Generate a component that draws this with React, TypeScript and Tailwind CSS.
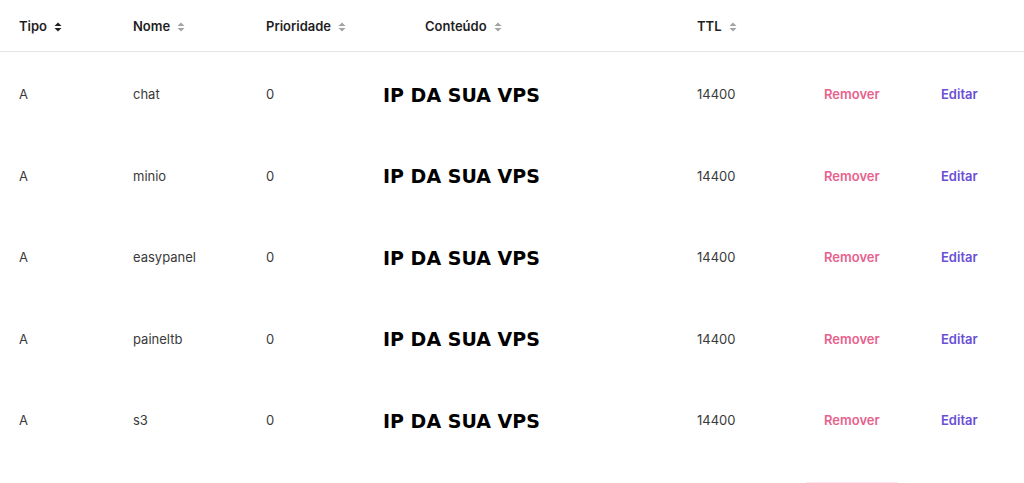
import React from "react";

const rows = ["chat", "minio", "easypanel", "paineltb", "s3"];

const SortIcon = ({ dark }: { dark?: boolean }) => (
    <svg width="8" height="10" viewBox="0 0 8 10" className={dark ? "text-[#1f1f1f]" : "text-[#a3a3a3]"}>
        <path d="M4 0.5 L7.5 4 H0.5 Z" fill="currentColor" />
        <path d="M4 9.5 L7.5 6 H0.5 Z" fill="currentColor" />
    </svg>
);

const cols = "grid grid-cols-[114px_133px_117px_314px_127px_117px_1fr] pl-[19px] items-center";

export default () => {
    return (
        <div className="w-[1024px] h-[483px] overflow-hidden bg-white font-['Inter',sans-serif]">
            <div className={`${cols} h-[52px] pt-[2px] border-b border-[#e5e5e5] text-[13px] font-semibold text-[#1f1f1f]`}>
                <div className="flex items-center gap-[7px]">
                    Tipo <SortIcon dark />
                </div>
                <div className="flex items-center gap-[7px]">
                    Nome <SortIcon />
                </div>
                <div className="flex items-center gap-[7px]">
                    Prioridade <SortIcon />
                </div>
                <div className="flex items-center gap-[7px] pl-[42px]">
                    Conteúdo <SortIcon />
                </div>
                <div className="flex items-center gap-[7px]">
                    TTL <SortIcon />
                </div>
                <div />
                <div />
            </div>
            {rows.map((name) => (
                <div key={name} className={`${cols} h-[81.5px] pt-[4px] text-[13px] text-[#3a3a3a]`}>
                    <div>A</div>
                    <div>{name}</div>
                    <div>0</div>
                    <div className="font-['DejaVu_Sans',sans-serif] font-bold text-[19px] text-black">
                        IP DA SUA VPS
                    </div>
                    <div>14400</div>
                    <div className="font-semibold text-[#e8628e]">Remover</div>
                    <div className="font-semibold text-[#6a4fd6]">Editar</div>
                </div>
            ))}
            <div className="ml-[806px] w-[92px] mt-[22px] h-[2px] bg-[#fde4ee] rounded-full" />
        </div>
    );
};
══════
Transcribe the material exactly, leaving every picture out.

Generate a component that draws this with React, TypeScript and Tailwind CSS.
import React from "react";

const rows = ["chat", "minio", "easypanel", "paineltb", "s3"];

const SortIcon = ({ dark }: { dark?: boolean }) => (
    <svg width="8" height="10" viewBox="0 0 8 10" className={dark ? "text-[#1f1f1f]" : "text-[#a3a3a3]"}>
        <path d="M4 0.5 L7.5 4 H0.5 Z" fill="currentColor" />
        <path d="M4 9.5 L7.5 6 H0.5 Z" fill="currentColor" />
    </svg>
);

const cols = "grid grid-cols-[114px_133px_117px_314px_127px_117px_1fr] pl-[19px] items-center";

export default () => {
    return (
        <div className="w-[1024px] h-[483px] overflow-hidden bg-white font-['Inter',sans-serif]">
            <div className={`${cols} h-[52px] pt-[2px] border-b border-[#e5e5e5] text-[13px] font-semibold text-[#1f1f1f]`}>
                <div className="flex items-center gap-[7px]">
                    Tipo <SortIcon dark />
                </div>
                <div className="flex items-center gap-[7px]">
                    Nome <SortIcon />
                </div>
                <div className="flex items-center gap-[7px]">
                    Prioridade <SortIcon />
                </div>
                <div className="flex items-center gap-[7px] pl-[42px]">
                    Conteúdo <SortIcon />
                </div>
                <div className="flex items-center gap-[7px]">
                    TTL <SortIcon />
                </div>
                <div />
                <div />
            </div>
            {rows.map((name) => (
                <div key={name} className={`${cols} h-[81.5px] pt-[4px] text-[13px] text-[#3a3a3a]`}>
                    <div>A</div>
                    <div>{name}</div>
                    <div>0</div>
                    <div className="font-['DejaVu_Sans',sans-serif] font-bold text-[19px] text-black">
                        IP DA SUA VPS
                    </div>
                    <div>14400</div>
                    <div className="font-semibold text-[#e8628e]">Remover</div>
                    <div className="font-semibold text-[#6a4fd6]">Editar</div>
                </div>
            ))}
            <div className="ml-[806px] w-[92px] mt-[22px] h-[2px] bg-[#fde4ee] rounded-full" />
        </div>
    );
};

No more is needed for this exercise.